Desde a sua formação, o sistema capitalista é inseparável da violência racial contra os negros, utilizados como mão de obra escrava na exploração das colônias nas Américas, enquanto o tráfico negreiro contribuía para o processo de acumulação primitiva do capital, que vai desembocar na industrialização em meados do século 18.

No Brasil, a violência policial contra os negros e negras é cotidiana, atingindo em particular a juventude nas favelas e periferias das grandes cidades e, como sabemos, ela não é de hoje.

Uma reunião há 22 anos
Por isso julgamos importante recordar uma reunião realizada em meados de 1998 pelo militante francês e dirigente da 4ª Internacional, Pierre Lambert, falecido em 16 de janeiro de 2008 e cujo centenário de nascimento ocorreu neste ano de 2020 (em 9 de junho), com jovens negros no Rio de Janeiro.

Lambert tinha vindo ao Brasil para participar do congresso da seção brasileira da 4ª Internacional, a corrente O Trabalho do PT, em São Paulo e fez questão de ir ao Rio para essa atividade.

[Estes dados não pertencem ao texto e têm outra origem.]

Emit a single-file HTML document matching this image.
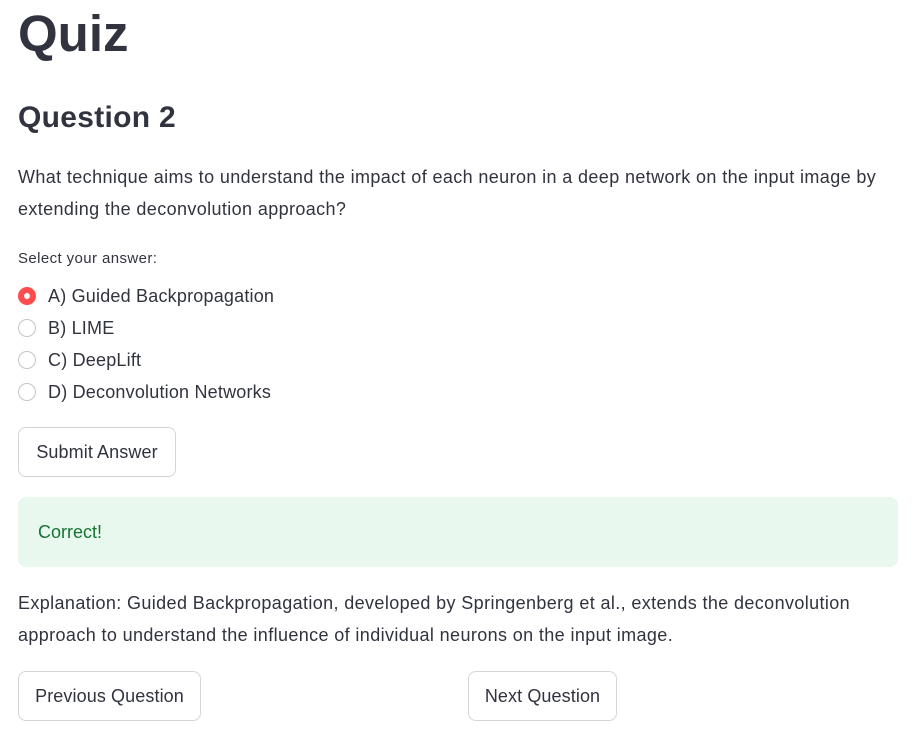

Dentre os jovens negros presentes estava o estudante Anderson Luís Souza Santos, que após a reunião veio a aderir à Juventude Revolução e à corrente O Trabalho. Anderson foi assassinado em São João do Meriti em 10 de abril de 2006, quando era presidente do Sindicato dos Laticínios (Sintrafrio-RJ), crime que não foi punido até hoje, passados 14 anos.

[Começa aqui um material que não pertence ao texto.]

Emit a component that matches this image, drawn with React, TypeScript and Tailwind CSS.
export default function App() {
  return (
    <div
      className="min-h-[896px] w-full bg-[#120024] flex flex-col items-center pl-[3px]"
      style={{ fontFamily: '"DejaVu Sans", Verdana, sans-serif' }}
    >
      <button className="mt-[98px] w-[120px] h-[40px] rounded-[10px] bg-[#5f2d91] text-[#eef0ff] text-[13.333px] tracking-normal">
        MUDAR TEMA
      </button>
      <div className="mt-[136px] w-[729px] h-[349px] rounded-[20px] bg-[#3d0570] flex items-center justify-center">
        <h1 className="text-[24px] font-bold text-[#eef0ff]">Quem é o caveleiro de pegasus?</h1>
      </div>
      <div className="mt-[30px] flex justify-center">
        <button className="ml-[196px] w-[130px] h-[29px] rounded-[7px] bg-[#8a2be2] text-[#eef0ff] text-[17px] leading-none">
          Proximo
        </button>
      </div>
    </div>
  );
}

Na discussão com Lambert, Anderson perguntou: “Eu não entendo. Porque os negros do Brasil, dos Estados Unidos, da África, depois de terem sofrido a escravidão, o deslocamento em massa na colonização, ainda estamos nesta situação? Estaríamos condenados à maldição só porque somos negros? ”.

Uma questão a qual permitiu todo um debate sobre a opressão racial que é intrínseca ao capitalismo e desdobrou-se em propostas práticas por parte de Lambert: que os jovens ali presentes organizassem um comitê para participar com testemunhos da situação dos negros no Brasil no Tribunal de julgamento dos crimes do imperialismo na África, iniciativa desenvolvida pelo Acordo Internacional dos Trabalhadores e Povos naquele continente.

O comitê foi montado, os testemunhos foram enviados ao Tribunal e, dois anos depois, Anderson estava na delegação da Baixada Fluminense ao Encontro Internacional de Jovens pela Revolução, realizado em Ribeirão Pires (SP) no ano 2000.

Uma delegação representativa da luta pelo passe-livre, vitoriosa em São João do Meriti, e também da atividade do comitê África. Na ocasião, Anderson dirigiu-se aos participantes explicando que só com o fim do Imperialismo se poderia acabar com o racismo, apoiando-se no que escreveram militantes negros que admirava, como Malcolm X e Mumia Abu-Jamal.

Esse engajamento na luta contra a opressão e a violência racial contra o povo negro de Anderson Luís combinou-se com a sua participação no movimento sindical. Operário na Nestlé, ele ajudou a organizar a comissão de fábrica na luta contra o Banco de Horas e depois foi eleito para a diretoria do Sintrafrio, que viria a presidir no momento em que foi assassinado por disparos desferidos de um carro enquanto esperava o ônibus para ir ao trabalho.

Crimes contra negros e negras seguem impunes
Apesar de intensa campanha nacional e internacional pela apuração dos responsáveis pelo assassinato de Anderson que durou quatro anos, com delegações ao então governador do Rio de Janeiro Sérgio Cabral e ao ministro da Justiça do governo Lula, Tarso Genro, pedindo a federalização da investigação diante do “corpo mole” da polícia estadual (cujo chefe recusou a ajuda federal), a responsabilidade por esse crime, até hoje, não foi apurada.

Anderson tinha apenas 31 anos quando foi baleado. Mais um jovem negro eliminado sem que os responsáveis tenham sido punidos. Talvez se o fossem, não teriam ocorrido outros assassinatos, como o da vereadora Marielle Franco (PSOL), que passados mais de dois anos também não está esclarecido.

Hoje, com a pandemia atingindo de forma mais aguda os setores populares mais pobres e discriminados socialmente, como a maioria negra, se verifica um aumento da violência policial contra os mesmos, sem qualquer punição aos responsáveis por agressões e assassinatos. O combate à opressão racial ao povo negro é, no fim das contas, inseparável do combate contra o capitalismo, que a criou.